We went on the David Officer tour, which took us firstly to a place called Monasterboice. This is in a rural area close to the coast, dates back to the 6th century and is known for its elaborately carved Celtic cross, one of the largest in Ireland
Monasterboice


Amongst the ancient ruins, there are also new graves. The cemetery was alive with colour as flowers are regularly put on the graves. We came across a man standing before a newer grave that he was tending and that was decorated with marble figurines and words such as sister and friend. I asked him if the grave was special to him and he proceeded to tell us about his daughter who had died aged 12 in 2008. She loved to sing and had been in her school concert when she had fainted and in his words "was dead before she hit the floor". He said her heart just stopped beating. His story has stayed with me and moved me greatly.

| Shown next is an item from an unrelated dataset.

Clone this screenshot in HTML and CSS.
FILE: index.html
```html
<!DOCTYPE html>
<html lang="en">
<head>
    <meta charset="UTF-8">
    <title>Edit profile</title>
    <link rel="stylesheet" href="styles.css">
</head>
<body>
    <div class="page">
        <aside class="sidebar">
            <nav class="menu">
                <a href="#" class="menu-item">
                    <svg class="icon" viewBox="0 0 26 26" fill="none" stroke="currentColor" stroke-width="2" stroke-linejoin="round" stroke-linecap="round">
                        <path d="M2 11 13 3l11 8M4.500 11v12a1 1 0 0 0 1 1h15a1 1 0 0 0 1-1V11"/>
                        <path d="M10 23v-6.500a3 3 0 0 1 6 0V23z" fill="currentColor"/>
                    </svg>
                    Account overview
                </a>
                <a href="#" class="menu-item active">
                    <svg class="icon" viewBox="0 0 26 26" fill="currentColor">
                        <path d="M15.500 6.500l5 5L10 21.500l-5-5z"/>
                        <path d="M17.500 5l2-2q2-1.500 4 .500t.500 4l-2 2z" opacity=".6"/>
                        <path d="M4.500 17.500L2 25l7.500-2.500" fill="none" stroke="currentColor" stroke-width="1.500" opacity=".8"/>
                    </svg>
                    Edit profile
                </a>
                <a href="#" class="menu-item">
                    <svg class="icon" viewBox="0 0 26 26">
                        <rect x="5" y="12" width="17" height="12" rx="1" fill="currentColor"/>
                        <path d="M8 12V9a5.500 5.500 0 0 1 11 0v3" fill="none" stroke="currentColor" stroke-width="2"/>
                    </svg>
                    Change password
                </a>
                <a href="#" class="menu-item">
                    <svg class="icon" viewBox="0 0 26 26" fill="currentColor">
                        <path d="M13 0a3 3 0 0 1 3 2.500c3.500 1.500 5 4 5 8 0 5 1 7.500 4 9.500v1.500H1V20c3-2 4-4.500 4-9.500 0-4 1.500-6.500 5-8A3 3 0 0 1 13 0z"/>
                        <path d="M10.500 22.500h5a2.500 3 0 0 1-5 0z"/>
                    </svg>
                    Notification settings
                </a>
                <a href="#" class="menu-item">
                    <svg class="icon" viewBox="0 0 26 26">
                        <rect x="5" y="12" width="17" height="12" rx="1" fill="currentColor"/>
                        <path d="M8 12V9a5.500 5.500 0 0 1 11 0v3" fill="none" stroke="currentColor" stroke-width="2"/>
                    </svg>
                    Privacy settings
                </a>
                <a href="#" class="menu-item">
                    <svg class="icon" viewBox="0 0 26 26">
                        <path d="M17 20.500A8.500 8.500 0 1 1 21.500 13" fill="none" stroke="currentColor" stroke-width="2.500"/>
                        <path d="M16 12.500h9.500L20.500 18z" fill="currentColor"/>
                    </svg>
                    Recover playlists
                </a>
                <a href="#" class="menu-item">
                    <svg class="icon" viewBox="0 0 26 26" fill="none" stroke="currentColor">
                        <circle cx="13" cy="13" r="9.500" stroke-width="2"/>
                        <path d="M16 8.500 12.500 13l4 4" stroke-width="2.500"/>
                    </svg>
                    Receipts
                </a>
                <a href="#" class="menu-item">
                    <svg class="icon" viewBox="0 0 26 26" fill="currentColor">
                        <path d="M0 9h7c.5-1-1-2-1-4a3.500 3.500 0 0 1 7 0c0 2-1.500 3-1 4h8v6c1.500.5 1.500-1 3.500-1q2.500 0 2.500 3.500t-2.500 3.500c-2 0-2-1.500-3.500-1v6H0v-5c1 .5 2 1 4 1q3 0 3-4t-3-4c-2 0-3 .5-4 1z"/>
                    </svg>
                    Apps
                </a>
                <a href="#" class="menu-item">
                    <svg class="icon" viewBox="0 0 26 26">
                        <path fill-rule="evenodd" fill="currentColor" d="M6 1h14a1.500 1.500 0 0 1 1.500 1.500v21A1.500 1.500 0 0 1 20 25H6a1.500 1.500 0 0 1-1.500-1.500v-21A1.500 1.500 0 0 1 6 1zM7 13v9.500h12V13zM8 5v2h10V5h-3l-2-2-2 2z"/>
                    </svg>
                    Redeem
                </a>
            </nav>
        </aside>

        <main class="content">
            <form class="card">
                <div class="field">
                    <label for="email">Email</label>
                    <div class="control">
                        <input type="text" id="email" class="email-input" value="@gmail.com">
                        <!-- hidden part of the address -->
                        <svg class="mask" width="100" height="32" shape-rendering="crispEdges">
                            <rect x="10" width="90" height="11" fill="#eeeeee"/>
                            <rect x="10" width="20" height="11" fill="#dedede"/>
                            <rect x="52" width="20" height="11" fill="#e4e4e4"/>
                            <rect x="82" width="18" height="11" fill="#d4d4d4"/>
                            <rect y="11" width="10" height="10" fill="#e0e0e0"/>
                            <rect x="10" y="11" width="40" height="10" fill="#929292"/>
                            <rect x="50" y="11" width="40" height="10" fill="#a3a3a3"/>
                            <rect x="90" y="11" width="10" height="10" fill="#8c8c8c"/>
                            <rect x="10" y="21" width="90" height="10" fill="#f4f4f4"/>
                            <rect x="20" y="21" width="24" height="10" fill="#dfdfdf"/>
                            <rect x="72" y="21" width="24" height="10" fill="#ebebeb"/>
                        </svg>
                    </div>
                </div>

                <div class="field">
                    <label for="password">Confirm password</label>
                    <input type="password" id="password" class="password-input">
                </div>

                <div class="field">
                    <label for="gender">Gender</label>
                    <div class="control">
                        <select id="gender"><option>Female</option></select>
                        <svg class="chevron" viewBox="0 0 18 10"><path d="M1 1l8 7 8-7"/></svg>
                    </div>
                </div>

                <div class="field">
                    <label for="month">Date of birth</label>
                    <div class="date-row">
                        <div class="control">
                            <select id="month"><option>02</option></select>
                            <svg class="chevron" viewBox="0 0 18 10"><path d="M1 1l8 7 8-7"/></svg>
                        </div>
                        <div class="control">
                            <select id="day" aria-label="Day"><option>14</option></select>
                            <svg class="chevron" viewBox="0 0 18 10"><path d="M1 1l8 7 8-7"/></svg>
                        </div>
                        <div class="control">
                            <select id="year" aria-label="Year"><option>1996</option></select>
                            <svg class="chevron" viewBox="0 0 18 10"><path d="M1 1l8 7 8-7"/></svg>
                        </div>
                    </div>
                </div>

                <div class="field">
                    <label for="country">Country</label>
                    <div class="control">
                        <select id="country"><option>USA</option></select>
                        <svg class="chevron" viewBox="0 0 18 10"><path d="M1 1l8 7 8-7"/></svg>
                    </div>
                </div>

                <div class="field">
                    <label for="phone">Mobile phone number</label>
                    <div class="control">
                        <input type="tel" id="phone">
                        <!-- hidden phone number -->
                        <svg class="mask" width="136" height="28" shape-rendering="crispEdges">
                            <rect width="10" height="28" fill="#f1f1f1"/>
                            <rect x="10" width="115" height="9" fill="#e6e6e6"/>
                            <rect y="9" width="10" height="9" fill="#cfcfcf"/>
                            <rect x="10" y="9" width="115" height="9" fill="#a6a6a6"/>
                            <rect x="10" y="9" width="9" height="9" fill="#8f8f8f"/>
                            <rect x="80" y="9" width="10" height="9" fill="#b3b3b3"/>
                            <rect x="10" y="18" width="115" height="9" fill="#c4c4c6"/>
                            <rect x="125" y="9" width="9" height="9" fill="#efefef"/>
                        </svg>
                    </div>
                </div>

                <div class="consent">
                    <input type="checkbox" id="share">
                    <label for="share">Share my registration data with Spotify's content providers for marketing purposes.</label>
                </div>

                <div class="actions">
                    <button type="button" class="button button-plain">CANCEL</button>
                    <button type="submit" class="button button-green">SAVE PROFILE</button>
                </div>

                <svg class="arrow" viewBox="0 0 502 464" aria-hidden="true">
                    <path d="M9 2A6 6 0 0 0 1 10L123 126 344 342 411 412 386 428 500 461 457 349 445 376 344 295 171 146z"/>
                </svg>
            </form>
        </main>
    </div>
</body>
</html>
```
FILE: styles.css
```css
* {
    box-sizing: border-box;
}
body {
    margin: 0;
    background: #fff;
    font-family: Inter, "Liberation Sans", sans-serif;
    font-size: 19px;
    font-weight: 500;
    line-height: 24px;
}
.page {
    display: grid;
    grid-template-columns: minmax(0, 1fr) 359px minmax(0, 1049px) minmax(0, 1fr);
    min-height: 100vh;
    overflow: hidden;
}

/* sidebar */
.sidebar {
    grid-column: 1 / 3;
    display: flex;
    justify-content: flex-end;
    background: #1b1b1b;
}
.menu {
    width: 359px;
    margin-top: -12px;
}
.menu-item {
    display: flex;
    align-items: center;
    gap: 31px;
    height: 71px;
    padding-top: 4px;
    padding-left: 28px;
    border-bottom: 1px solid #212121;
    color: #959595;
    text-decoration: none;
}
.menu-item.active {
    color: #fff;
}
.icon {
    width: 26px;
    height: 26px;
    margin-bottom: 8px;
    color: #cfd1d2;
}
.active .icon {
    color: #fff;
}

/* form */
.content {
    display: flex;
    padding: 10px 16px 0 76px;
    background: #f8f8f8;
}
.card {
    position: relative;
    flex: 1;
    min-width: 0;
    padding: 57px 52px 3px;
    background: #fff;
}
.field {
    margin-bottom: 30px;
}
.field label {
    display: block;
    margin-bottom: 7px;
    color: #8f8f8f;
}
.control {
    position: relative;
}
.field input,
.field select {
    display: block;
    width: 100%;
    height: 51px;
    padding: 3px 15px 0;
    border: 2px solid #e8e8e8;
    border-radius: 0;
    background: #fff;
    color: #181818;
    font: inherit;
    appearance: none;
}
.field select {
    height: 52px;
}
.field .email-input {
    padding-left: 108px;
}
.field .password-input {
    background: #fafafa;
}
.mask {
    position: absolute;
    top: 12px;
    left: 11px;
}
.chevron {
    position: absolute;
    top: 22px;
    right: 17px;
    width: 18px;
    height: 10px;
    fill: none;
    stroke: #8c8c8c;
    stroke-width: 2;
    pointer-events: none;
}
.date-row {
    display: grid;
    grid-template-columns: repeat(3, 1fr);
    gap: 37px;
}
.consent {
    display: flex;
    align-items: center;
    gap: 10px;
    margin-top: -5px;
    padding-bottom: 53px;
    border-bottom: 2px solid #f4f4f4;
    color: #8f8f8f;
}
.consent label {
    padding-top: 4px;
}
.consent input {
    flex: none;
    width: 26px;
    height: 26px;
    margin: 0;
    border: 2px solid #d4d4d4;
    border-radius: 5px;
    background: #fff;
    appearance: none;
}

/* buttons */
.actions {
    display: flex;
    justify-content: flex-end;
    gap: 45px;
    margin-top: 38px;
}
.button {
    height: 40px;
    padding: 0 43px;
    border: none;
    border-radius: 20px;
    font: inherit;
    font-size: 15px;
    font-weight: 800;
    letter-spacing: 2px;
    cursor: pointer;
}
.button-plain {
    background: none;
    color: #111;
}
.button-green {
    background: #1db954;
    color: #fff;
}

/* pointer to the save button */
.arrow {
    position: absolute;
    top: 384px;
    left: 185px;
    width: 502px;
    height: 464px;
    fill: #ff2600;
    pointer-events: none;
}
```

The David Officer tour then took us to Mellifont Abbey, the first Cistercian monastery in Ireland,  and then on to Knowth. Knowth and Newgrange are the sites of one of the worlds most important archaelogical discoveries and is a truly amazing place.
Knowth
On top of the Knowth mound
Neolithic art, Knowth
A World Heritage Site, prehistoric passage tombs are spread across the landscape and these mounds reveal the oldest surviving traces of human activity (www.newgrange.com). The tombs at Knowth are spectacular because of the elaborate carving (Neolithic Art) on the massive kerbstones. Newgrange is impressive as an engineering feat as every year at the shortest day of the year, a single beam of light penetrates into the central chamber of the tomb. My words don' t do justice to this area.
Newgrange
How the huge kerbstones were moved across the landscape to this area can only be surmised.
Hill of Tara
On our way back home, we went via the Hill of Tara, one of the most sacred sites in Ireland.  From there you are supposed to be able to see 23 counties of Ireland. Sitting in the car for the day did mean I arrived home feeling very tender, but am determined a few cracked ribs won't spoil my time here.     Anne

PS Have returned from a night at the local pub where we played Crazy Bingo hosted by Annie Balls. Well... What can I say.... Nothing!